»»
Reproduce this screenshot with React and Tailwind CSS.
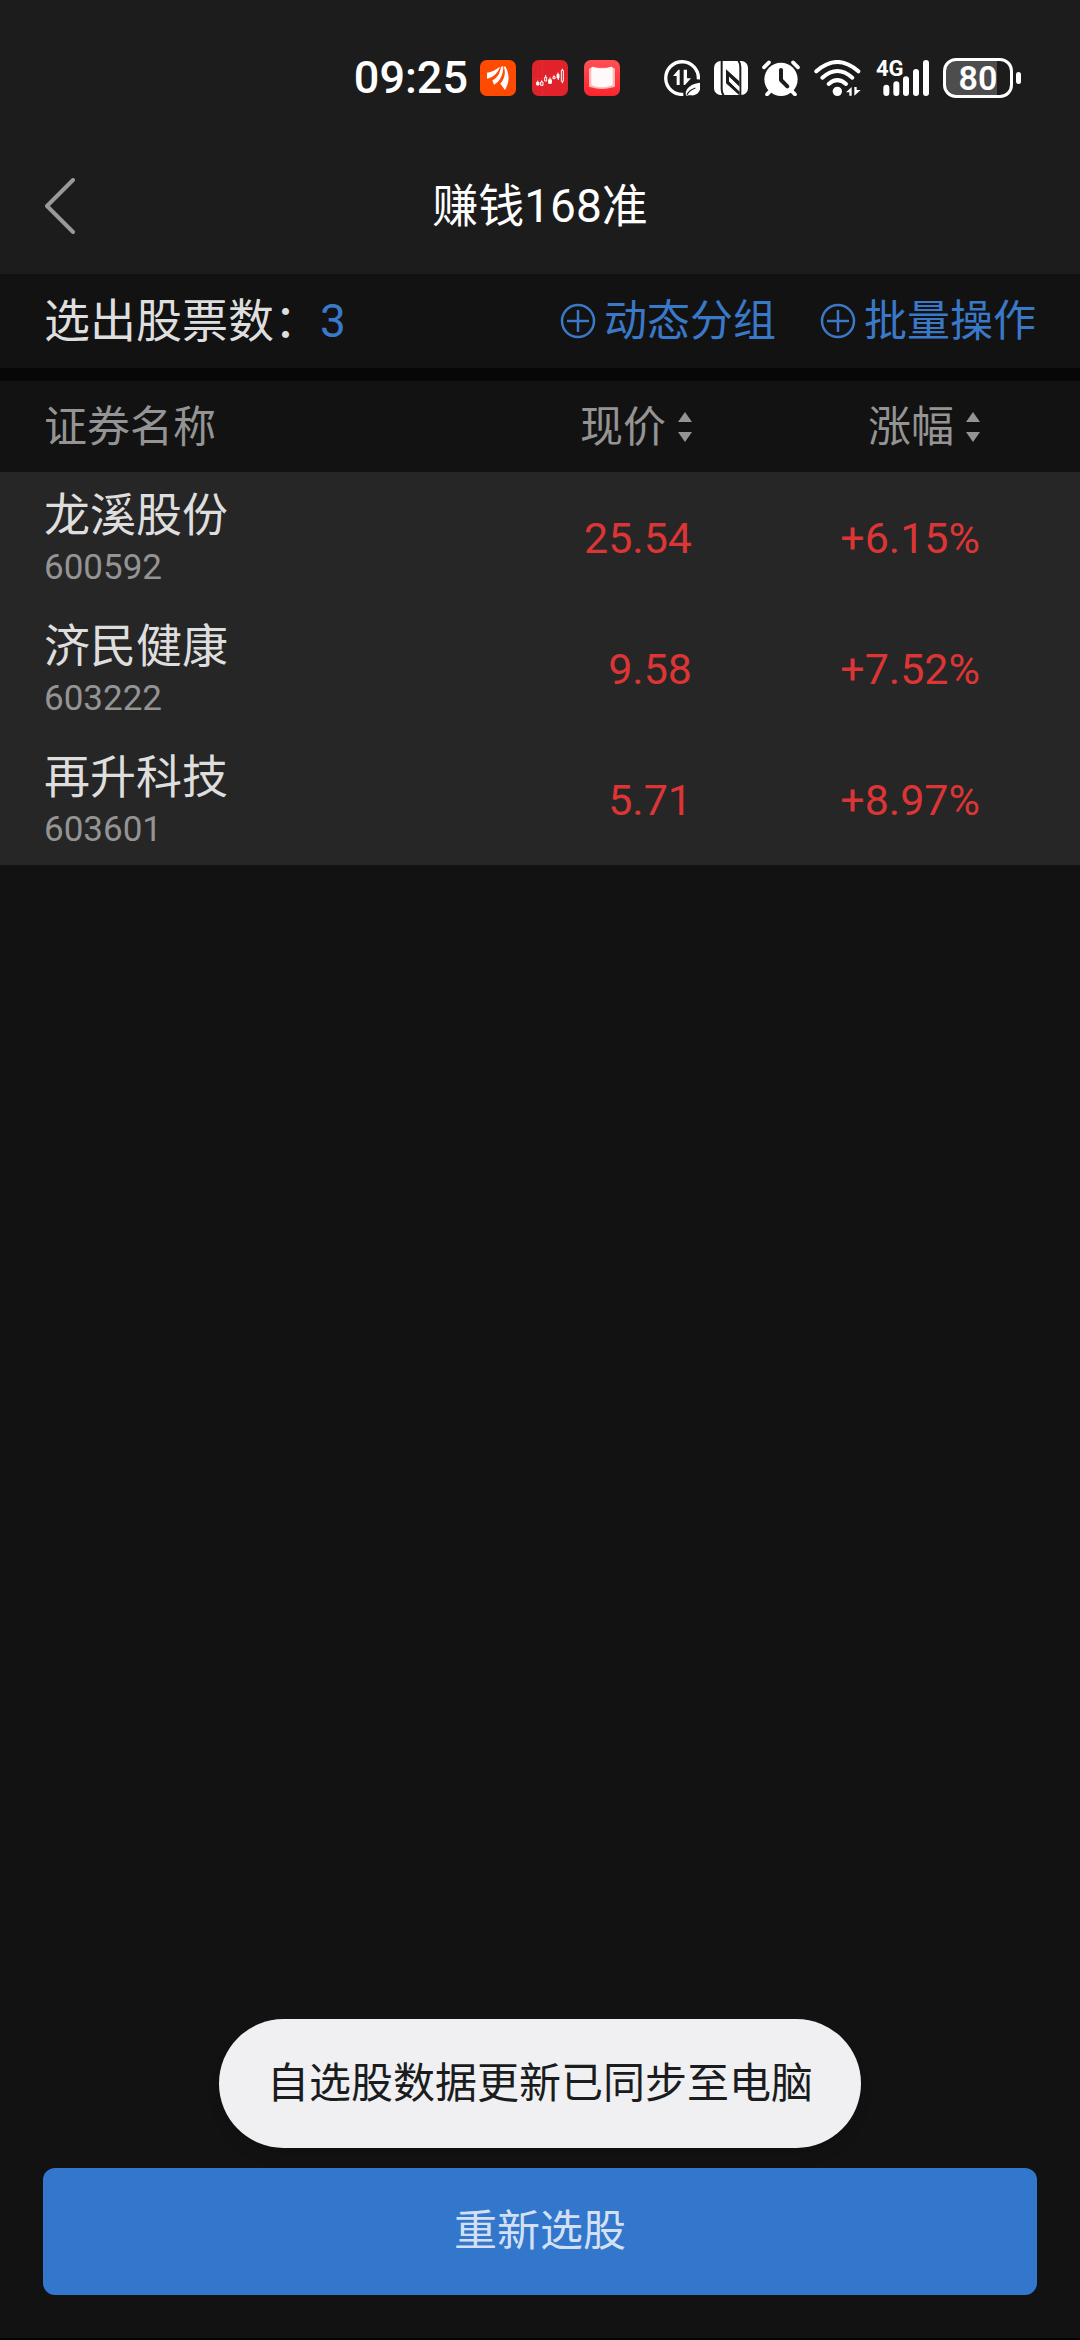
import React from "react";

const stocks = [
  { name: "龙溪股份", code: "600592", price: "25.54", change: "+6.15%" },
  { name: "济民健康", code: "603222", price: "9.58", change: "+7.52%" },
  { name: "再升科技", code: "603601", price: "5.71", change: "+8.97%" },
];

function BrokerIcon() {
  return (
    <svg className="size-9" viewBox="0 0 108 108" aria-hidden="true">
      <rect width="108" height="108" rx="20" fill="#ff4a04" />
      <g fill="#fff">
        <path d="M21 38C35 36 48 29 60 20C55 36 42 51 21 56Z" />
        <path d="M63 20L70 19C70 44 60 66 42 74L37 61C52 54 60 40 63 20Z" />
        <path d="M75 18C86 34 92 62 75 90L61 71C75 55 77 38 72 22Z" />
      </g>
    </svg>
  );
}

function CandlesIcon() {
  return (
    <svg className="size-9" viewBox="0 0 108 108" aria-hidden="true">
      <rect width="108" height="108" rx="20" fill="#e0222a" />
      <path d="M31 0V108M0 55H108" stroke="#e8474c" strokeWidth="1" />
      <g stroke="#fff" strokeWidth="3">
        <path d="M17 62V66M29 61V66M41 45V52M54 52V58M66 46V50M78 38V44M91 26V31M91 65V70M79 54V60" />
        <path d="M14 67H21V75H14ZM50 59H58V70H50ZM75 43H81V54H75Z" fill="#fff" />
        <path d="M26 66H33V76H26ZM38 52H44V63H38ZM63 50H69V56H63ZM88 31H94V64H88Z" fill="none" />
      </g>
    </svg>
  );
}

function BookIcon() {
  return (
    <svg className="size-9" viewBox="0 0 108 108" aria-hidden="true">
      <defs>
        <linearGradient id="bookBg" x1="0" y1="0" x2="0" y2="1">
          <stop offset="0" stopColor="#ff5055" />
          <stop offset="1" stopColor="#fb252c" />
        </linearGradient>
      </defs>
      <rect width="108" height="108" rx="20" fill="url(#bookBg)" />
      <path d="M15 28Q15 23 21 23H87Q93 23 93 28V78Q93 82 87 82Q54 92 21 82Q15 82 15 78Z" fill="#ffb9ba" />
      <path d="M22 24Q22 19 30 21Q54 30 78 21Q86 19 86 24V72Q86 77 80 77Q54 86 28 77Q22 77 22 72Z" fill="#fffafa" />
    </svg>
  );
}

function DataSaverIcon() {
  return (
    <svg className="size-9" viewBox="0 0 108 108" aria-hidden="true">
      <path d="M103 58A49 49 0 1 0 58 103" fill="none" stroke="#fff" strokeWidth="10" />
      <path d="M47 75V29H43L27 48H38V75ZM59 29V75H63L81 55H69V29Z" fill="#fff" />
      <path d="M110 68C112 88 104 108 82 106C76 106 72 104 68 108L65 103C64 84 84 70 110 68Z" fill="#fff" />
      <path d="M69 104C74 93 84 88 94 84" stroke="#1c1c1c" strokeWidth="4" fill="none" />
    </svg>
  );
}

function NfcIcon() {
  return (
    <svg className="h-9 w-[34px]" viewBox="0 0 102 108" aria-hidden="true">
      <rect y="3" width="102" height="102" rx="20" fill="#fff" />
      <path d="M23 2V88Q23 99 29 106M79 106V22Q79 9 73 2" fill="none" stroke="#1c1c1c" strokeWidth="6" />
      <path d="M36 28L76 64V80L45 50V64L76 94V106L36 70Z" fill="#1c1c1c" />
      <path d="M45 50L76 80V94L45 64Z" fill="#fff" />
    </svg>
  );
}

function AlarmIcon() {
  return (
    <svg className="h-9 w-[38px]" viewBox="0 0 114 108" aria-hidden="true">
      <circle cx="57" cy="58" r="50" fill="#fff" />
      <path d="M6 22L21 7M93 7L108 22M26 92L15 103M88 92L99 103" stroke="#fff" strokeWidth="11" strokeLinecap="round" />
      <path d="M57 30V60L76 79" fill="none" stroke="#1c1c1c" strokeWidth="12" strokeLinecap="round" strokeLinejoin="round" />
    </svg>
  );
}

function WifiIcon() {
  return (
    <svg className="h-9 w-12" viewBox="0 0 144 108" aria-hidden="true">
      <g fill="none" stroke="#fff" strokeWidth="12" strokeLinecap="round">
        <path d="M7 34Q70 -22 133 34" />
        <path d="M25 53Q70 13 115 53" />
        <path d="M44 72Q70 49 96 72" />
      </g>
      <circle cx="70" cy="94" r="14" fill="#fff" />
      <path d="M113 107V81L96 97H106V107ZM121 81V107L140 90H128V81Z" fill="#fff" />
    </svg>
  );
}

function SignalIcon() {
  return (
    <div className="relative h-9 w-[53px]">
      <svg className="h-9 w-[53px]" viewBox="0 0 159 108" aria-hidden="true">
        <path d="M31 83V99M61 73V99M90 58V99M120 36V99M150 9V99" stroke="#fff" strokeWidth="18" strokeLinecap="round" />
      </svg>
      <span className="absolute top-0 left-0 text-[22px] leading-[18px] font-bold">4G</span>
    </div>
  );
}

function BatteryIcon() {
  return (
    <div className="flex items-center gap-[3px]">
      <div className="flex h-10 w-[70px] items-center justify-center rounded-[13px] border-[3px] border-white bg-linear-to-r from-[#4d4d4d] from-80% to-[#1c1c1c] to-80% text-[34px] leading-[34px] font-semibold">
        80
      </div>
      <div className="h-3 w-[5px] rounded-full bg-white" />
    </div>
  );
}

function SortIcon() {
  return (
    <svg className="h-[30px] w-[14px] shrink-0" viewBox="0 0 14 30" aria-hidden="true">
      <path d="M7 0L14 10H0ZM0 20H14L7 30Z" fill="#949494" />
    </svg>
  );
}

function CirclePlusIcon() {
  return (
    <svg className="size-9 shrink-0" viewBox="0 0 36 36" fill="none" stroke="currentColor" strokeWidth="2.5" aria-hidden="true">
      <circle cx="18" cy="18" r="16" />
      <path d="M18 7V29M7 18H29" />
    </svg>
  );
}

function StatusBar() {
  return (
    <div className="flex items-center justify-end px-[59px] pt-[58px] pb-3">
      <span className="mr-3 text-[45px] leading-10 font-medium">09:25</span>
      <div className="mr-11 flex gap-4">
        <BrokerIcon />
        <CandlesIcon />
        <BookIcon />
      </div>
      <div className="flex items-center gap-[14px]">
        <DataSaverIcon />
        <NfcIcon />
        <AlarmIcon />
        <WifiIcon />
        <SignalIcon />
        <BatteryIcon />
      </div>
    </div>
  );
}

export default function App() {
  return (
    <div className='flex min-h-screen flex-col border-b-2 border-black bg-[#121212] font-[Roboto,"Noto_Sans_CJK_SC",sans-serif] text-white'>
      <header className="bg-[#1c1c1c]">
        <StatusBar />
        <div className="grid grid-cols-[1fr_auto_1fr] items-center px-11 pt-[66px] pb-[38px]">
          <button type="button" aria-label="返回" className="justify-self-start">
            <svg className="h-[56px] w-8" viewBox="0 0 32 56" fill="none" stroke="#999" strokeWidth="4" strokeLinecap="round" strokeLinejoin="round" aria-hidden="true">
              <path d="M29 2L3 28L29 54" />
            </svg>
          </button>
          <h1 className="text-[46px] leading-[60px]">赚钱168准</h1>
        </div>
      </header>

      <section className="flex items-center justify-between border-b-[13px] border-[#070707] px-11 py-[17px]">
        <p className="text-[46px] leading-[60px] text-[#dedede]">
          选出股票数：<span className="text-[#3a78c8]">3</span>
        </p>
        <div className="flex gap-11 text-[43px] leading-[60px] text-[#3a78c8]">
          <button type="button" className="flex items-center gap-2">
            <CirclePlusIcon />
            动态分组
          </button>
          <button type="button" className="flex items-center gap-2">
            <CirclePlusIcon />
            批量操作
          </button>
        </div>
      </section>

      <main className="flex-1">
        <table className="w-full table-fixed">
          <thead className="text-[43px] leading-[60px] text-[#949494]">
            <tr className="h-[91px]">
              <th scope="col" className="pl-11 text-left font-normal">证券名称</th>
              <th scope="col" className="w-72 font-normal">
                <button type="button" className="ml-auto flex items-center gap-3">
                  现价
                  <SortIcon />
                </button>
              </th>
              <th scope="col" className="w-[388px] pr-[100px] font-normal">
                <button type="button" className="ml-auto flex items-center gap-3">
                  涨幅
                  <SortIcon />
                </button>
              </th>
            </tr>
          </thead>
          <tbody className="bg-[#262626]">
            {stocks.map((stock) => (
              <tr key={stock.code} className="h-[131px] text-[43px] leading-[60px] text-[#dc3535]">
                <td className="pl-11">
                  <div className="text-[46px] leading-[60px] text-[#dedede]">{stock.name}</div>
                  <div className="text-[35px] leading-[46px] text-[#949494]">{stock.code}</div>
                </td>
                <td className="text-right">{stock.price}</td>
                <td className="pr-[100px] text-right">{stock.change}</td>
              </tr>
            ))}
          </tbody>
        </table>
      </main>

      <footer className="relative px-[43px] pb-[43px]">
        <div role="status" className="absolute bottom-full left-1/2 mb-5 -translate-x-1/2 rounded-full bg-[#f0f0f2] px-12 py-[34px] text-[42px] leading-[61px] whitespace-nowrap text-[#1a1c1e] shadow-lg">
          自选股数据更新已同步至电脑
        </div>
        <button type="button" className="w-full rounded-xl bg-[#3377cc] py-[33px] text-[43px] leading-[61px] text-[#d3e0f3]">
          重新选股
        </button>
      </footer>
    </div>
  );
}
««
## What needs to be done
Which lines contain the word "React"? Copy each of them.

## The output
Reproduce this screenshot with React and Tailwind CSS.
import React from "react";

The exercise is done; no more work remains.